Monday, November 15, 2010

Morning Glory

MPAA (PG-13) USCCB (A-III) Roger Ebert (3 ½ stars) Fr. Dennis (3 ½ stars)

IMDb listing -
CNS/USCCB Review -
Roger Ebert’s Review -

Morning Glory is another movie that's _not_ very complicated but _works_. Rachel McAdams plays Becky a young, optimistic, hardworking to workaholic producer of an early morning news show at a New Jersey television station who gets downsized. Work is all she’s known for years and so she’s disoriented. Her mother doesn’t give her much support “When you were eight, your dream of making it in television news was adorable. When you were 18 it was positively inspiring. Now at 28 it’s becoming a little embarrassing. Dear don’t let it become sad or pathetic.”

Undaunted, Becky goes through a series of embarrassing interviews with no luck in finding new work. Finally on recommendation from her previous boss that she was “the best morning news producer that he’s ever fired,” Jerry Barnes (played by Jeff Goldblum), the director of IBS Network News with far and away the worst network morning news program in the business, takes a chance on her as the new executive producer of the show.

Becky has her work cut out for her. She has to get a thoroughly demoralized and everyone out for themselves staff to work as a team and improve the ratings. Both competent and bouncy and ever optimistic, she sets herself to work. When the male co-anchor of the show gives her lip at her first staff meeting, she summarily fires him (though always with a smile) for insubordination.

This, however, requires her to go searching for a male to co-anchor with veteran of the show Colleen Peck (played by Diane Keaton). After going through a good deal of demo tapes of possible co-anchors for Colleen with her co-producer, she stumbles on an old tape of Mike Pomeroy (played by Harrison Ford) a Ted Koppel-like legend who was simply riding out the rest of his contract in semi-retirement at home after his hard (and presumably evening) news show had been cancelled. Since Pomeroy was a childhood hero of hers and her dad’s and despite the advice of just about everyone around her, she decides to pursue him to take the co-anchor slot. She finds in his contract with IBS that until his contract expires he is obligated to accept any legitimate news job that the network offers him. So she offers him the co-anchor job at IBS’ morning program and he _can’t_ say no.

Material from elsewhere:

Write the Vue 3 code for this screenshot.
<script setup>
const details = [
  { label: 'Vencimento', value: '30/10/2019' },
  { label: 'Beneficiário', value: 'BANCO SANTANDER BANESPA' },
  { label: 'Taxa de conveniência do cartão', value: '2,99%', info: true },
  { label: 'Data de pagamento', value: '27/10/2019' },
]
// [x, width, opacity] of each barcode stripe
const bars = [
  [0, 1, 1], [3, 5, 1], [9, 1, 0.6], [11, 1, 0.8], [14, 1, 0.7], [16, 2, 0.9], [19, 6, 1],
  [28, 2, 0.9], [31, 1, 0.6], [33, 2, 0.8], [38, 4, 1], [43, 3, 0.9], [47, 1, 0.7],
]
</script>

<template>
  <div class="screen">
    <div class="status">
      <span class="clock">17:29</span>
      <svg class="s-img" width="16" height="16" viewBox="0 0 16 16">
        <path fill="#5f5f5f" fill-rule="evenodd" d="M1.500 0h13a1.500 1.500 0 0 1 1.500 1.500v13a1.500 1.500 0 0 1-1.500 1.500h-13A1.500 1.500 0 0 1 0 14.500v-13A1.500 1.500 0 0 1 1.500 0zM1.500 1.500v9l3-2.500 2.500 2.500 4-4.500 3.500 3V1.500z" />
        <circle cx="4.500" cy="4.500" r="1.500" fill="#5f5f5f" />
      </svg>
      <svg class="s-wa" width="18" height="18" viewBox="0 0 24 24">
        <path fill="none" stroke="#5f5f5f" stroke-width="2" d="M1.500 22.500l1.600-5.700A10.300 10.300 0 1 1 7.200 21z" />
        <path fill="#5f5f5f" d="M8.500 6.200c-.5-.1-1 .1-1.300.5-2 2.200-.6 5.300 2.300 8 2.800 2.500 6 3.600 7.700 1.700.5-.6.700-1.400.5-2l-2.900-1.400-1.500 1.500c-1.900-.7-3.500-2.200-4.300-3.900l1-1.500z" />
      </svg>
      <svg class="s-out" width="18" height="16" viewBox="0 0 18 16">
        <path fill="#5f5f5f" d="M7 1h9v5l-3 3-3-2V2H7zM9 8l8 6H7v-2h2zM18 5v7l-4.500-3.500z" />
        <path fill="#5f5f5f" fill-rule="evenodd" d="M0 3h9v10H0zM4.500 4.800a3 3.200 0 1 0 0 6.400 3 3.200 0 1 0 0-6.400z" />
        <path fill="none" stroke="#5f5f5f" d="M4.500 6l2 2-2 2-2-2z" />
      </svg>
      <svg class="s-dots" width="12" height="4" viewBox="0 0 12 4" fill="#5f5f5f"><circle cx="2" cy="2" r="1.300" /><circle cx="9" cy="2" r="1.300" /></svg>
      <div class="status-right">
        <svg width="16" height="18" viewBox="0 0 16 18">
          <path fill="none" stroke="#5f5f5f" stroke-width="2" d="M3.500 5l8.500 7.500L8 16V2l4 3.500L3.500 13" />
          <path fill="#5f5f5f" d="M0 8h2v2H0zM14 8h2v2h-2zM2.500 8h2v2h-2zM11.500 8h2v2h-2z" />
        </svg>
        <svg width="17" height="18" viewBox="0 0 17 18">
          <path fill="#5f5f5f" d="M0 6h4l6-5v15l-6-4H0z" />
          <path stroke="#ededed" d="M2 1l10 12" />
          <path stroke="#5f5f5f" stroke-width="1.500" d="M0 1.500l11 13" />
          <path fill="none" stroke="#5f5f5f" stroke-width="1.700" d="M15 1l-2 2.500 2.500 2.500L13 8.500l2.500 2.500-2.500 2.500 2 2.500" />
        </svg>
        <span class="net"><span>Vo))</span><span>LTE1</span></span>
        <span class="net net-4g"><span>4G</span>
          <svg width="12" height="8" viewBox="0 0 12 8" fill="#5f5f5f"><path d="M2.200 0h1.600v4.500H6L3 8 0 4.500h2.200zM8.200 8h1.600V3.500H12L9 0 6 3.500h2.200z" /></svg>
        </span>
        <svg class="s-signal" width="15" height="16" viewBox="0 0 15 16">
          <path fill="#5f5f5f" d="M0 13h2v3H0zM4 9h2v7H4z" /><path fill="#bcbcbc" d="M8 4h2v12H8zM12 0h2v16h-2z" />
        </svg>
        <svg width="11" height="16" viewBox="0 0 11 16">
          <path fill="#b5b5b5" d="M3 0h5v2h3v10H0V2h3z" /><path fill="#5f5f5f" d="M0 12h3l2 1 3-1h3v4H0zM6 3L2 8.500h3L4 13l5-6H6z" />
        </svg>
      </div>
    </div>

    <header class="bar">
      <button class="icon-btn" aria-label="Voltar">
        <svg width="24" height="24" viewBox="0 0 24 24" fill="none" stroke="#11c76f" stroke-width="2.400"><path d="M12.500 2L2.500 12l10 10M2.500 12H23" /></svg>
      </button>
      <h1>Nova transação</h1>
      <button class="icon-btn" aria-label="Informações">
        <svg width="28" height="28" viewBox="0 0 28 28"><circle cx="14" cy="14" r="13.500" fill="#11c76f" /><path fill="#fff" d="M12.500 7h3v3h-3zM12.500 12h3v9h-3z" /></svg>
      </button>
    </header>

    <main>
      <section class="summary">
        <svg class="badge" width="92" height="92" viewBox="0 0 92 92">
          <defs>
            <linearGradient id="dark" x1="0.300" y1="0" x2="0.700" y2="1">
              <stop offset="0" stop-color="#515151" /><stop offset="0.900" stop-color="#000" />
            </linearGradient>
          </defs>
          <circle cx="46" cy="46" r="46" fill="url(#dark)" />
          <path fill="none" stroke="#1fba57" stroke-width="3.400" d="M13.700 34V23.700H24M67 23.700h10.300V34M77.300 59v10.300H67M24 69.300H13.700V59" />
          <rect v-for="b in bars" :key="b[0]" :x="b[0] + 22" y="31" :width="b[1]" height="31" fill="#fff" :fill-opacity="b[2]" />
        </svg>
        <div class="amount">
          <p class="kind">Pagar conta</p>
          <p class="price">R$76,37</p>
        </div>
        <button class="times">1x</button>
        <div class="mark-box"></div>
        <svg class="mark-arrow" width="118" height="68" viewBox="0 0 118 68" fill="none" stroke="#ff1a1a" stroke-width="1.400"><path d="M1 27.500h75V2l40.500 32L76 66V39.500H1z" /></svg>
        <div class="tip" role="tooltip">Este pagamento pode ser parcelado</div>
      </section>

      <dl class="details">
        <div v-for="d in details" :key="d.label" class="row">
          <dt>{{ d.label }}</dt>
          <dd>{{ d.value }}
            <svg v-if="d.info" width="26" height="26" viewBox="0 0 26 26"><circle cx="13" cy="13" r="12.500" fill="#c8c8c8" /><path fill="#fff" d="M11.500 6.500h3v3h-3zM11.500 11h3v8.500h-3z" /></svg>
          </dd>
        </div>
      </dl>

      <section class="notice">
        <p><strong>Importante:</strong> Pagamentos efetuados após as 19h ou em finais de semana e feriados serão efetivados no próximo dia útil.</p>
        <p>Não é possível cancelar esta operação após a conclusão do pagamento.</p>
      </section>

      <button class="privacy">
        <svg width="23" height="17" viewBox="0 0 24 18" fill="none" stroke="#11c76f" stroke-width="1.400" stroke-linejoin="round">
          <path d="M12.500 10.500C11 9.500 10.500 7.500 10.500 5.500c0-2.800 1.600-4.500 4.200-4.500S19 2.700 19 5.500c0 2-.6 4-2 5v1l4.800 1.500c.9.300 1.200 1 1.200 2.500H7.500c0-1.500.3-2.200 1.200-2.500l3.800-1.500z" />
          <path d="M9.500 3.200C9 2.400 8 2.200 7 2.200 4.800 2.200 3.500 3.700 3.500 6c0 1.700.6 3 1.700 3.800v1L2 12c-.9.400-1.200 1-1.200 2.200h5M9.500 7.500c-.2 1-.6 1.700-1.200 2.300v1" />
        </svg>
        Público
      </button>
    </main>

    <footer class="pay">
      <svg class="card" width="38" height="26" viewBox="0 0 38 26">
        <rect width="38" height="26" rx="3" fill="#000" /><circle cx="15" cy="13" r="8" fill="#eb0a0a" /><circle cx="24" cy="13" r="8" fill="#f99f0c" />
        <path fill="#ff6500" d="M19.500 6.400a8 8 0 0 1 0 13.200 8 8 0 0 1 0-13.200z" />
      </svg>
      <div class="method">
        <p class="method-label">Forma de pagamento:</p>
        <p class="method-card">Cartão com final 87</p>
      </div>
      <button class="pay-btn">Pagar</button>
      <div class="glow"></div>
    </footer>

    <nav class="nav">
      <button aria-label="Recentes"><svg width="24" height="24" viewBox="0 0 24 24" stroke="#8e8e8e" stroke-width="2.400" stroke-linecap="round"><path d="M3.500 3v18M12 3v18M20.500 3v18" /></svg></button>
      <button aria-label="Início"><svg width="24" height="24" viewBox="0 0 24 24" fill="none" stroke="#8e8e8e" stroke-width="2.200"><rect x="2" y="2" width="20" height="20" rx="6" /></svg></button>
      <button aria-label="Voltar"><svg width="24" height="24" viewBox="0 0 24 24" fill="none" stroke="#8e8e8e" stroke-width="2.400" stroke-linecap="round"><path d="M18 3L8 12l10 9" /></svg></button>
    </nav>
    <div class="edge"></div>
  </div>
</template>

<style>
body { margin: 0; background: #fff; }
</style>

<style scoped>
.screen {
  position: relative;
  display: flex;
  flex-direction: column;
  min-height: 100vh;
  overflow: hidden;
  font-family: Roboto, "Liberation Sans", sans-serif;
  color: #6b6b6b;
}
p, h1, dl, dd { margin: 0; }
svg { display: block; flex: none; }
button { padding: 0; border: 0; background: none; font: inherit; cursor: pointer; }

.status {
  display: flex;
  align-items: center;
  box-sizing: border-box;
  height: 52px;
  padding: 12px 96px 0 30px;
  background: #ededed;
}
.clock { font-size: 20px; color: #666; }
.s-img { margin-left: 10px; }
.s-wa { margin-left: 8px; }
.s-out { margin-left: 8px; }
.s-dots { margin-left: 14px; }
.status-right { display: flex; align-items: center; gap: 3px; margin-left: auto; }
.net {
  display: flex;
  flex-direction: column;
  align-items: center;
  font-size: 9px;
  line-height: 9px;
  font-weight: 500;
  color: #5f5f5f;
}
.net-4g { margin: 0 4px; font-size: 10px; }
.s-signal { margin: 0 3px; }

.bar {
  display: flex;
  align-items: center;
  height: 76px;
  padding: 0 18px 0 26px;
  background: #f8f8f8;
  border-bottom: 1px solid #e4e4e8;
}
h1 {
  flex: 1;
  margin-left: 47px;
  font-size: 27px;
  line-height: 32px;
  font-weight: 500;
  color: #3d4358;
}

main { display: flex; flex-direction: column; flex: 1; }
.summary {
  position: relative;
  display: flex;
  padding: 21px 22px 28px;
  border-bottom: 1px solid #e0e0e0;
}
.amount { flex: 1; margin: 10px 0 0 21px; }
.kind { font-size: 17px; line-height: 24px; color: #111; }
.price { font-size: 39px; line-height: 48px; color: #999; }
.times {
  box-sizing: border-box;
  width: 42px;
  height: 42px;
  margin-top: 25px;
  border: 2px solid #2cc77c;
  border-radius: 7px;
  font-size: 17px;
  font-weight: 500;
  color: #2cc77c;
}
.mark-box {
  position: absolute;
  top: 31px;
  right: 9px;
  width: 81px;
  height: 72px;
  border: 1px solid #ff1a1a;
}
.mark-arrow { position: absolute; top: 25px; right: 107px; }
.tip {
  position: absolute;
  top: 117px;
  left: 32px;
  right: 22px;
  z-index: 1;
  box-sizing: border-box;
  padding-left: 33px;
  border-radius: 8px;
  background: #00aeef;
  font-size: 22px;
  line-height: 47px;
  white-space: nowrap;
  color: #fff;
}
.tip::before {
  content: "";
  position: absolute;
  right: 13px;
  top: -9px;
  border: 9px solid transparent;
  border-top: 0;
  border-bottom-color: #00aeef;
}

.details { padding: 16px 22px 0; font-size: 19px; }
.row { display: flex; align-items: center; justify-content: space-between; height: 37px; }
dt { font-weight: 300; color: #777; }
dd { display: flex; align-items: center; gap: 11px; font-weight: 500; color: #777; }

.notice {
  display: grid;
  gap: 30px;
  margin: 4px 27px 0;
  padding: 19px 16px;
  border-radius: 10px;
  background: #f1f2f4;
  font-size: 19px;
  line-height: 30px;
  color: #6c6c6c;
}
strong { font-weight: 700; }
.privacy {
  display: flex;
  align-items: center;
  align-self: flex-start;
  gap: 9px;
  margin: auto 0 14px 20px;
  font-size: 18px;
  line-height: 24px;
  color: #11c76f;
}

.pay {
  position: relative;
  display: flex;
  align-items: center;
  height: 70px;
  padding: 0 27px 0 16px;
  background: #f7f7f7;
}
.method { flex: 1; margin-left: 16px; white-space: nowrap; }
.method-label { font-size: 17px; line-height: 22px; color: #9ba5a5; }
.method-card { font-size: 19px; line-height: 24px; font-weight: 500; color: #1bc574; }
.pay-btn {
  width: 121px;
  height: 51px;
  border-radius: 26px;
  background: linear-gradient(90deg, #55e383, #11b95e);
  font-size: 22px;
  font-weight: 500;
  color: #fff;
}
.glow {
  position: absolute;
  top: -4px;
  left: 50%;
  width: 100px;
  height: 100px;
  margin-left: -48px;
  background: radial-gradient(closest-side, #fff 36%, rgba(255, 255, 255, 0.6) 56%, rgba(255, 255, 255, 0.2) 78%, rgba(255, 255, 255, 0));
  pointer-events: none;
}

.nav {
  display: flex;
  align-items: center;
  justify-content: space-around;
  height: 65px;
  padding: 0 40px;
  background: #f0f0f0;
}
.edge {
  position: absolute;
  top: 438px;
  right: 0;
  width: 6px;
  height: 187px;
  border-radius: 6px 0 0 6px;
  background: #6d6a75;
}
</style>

He is, of course, a crotchety old prima-donna who sets off Colleen Peck as well, since she's something of a prima-donna too, though less so than Pomeroy.

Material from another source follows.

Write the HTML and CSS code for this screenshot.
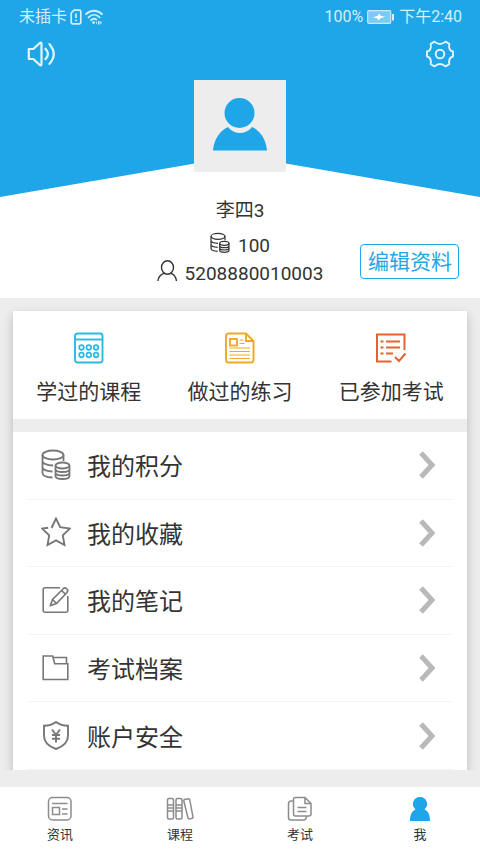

Much ensues from hereon in. There are many, many funny situations and many, many funny lines. The best line of the movie? Pomeroy trying to refuse a direction he receives from the bouncy, ever smiling though tough as nails Becky: “Miss, I had my hand shot through while reporting in Bosnia. I pulled Colin Powell out of a burning jeep. I put a cold damp cloth on the forehead of Mother Theresa as she kneeled down to care for famine refugees during a cholera epidemic. There is no way I’m going to make potato salad on this show!”

Again, this movie treads familiar ground. What makes it work is both the writing and then the spot-on acting by both the headliners in this film (McAdams, Keaton, Ford, Goldblum) as well as the rest of the cast.

Morning Glory is a feel-good movie that most who play in it would be proud of. And I do think that Becky offers a GREAT role model for today’s 20-somethings: Just because you’re happy (and hopefully you are when you're young) does not mean that you can’t be both very skilled and very tough.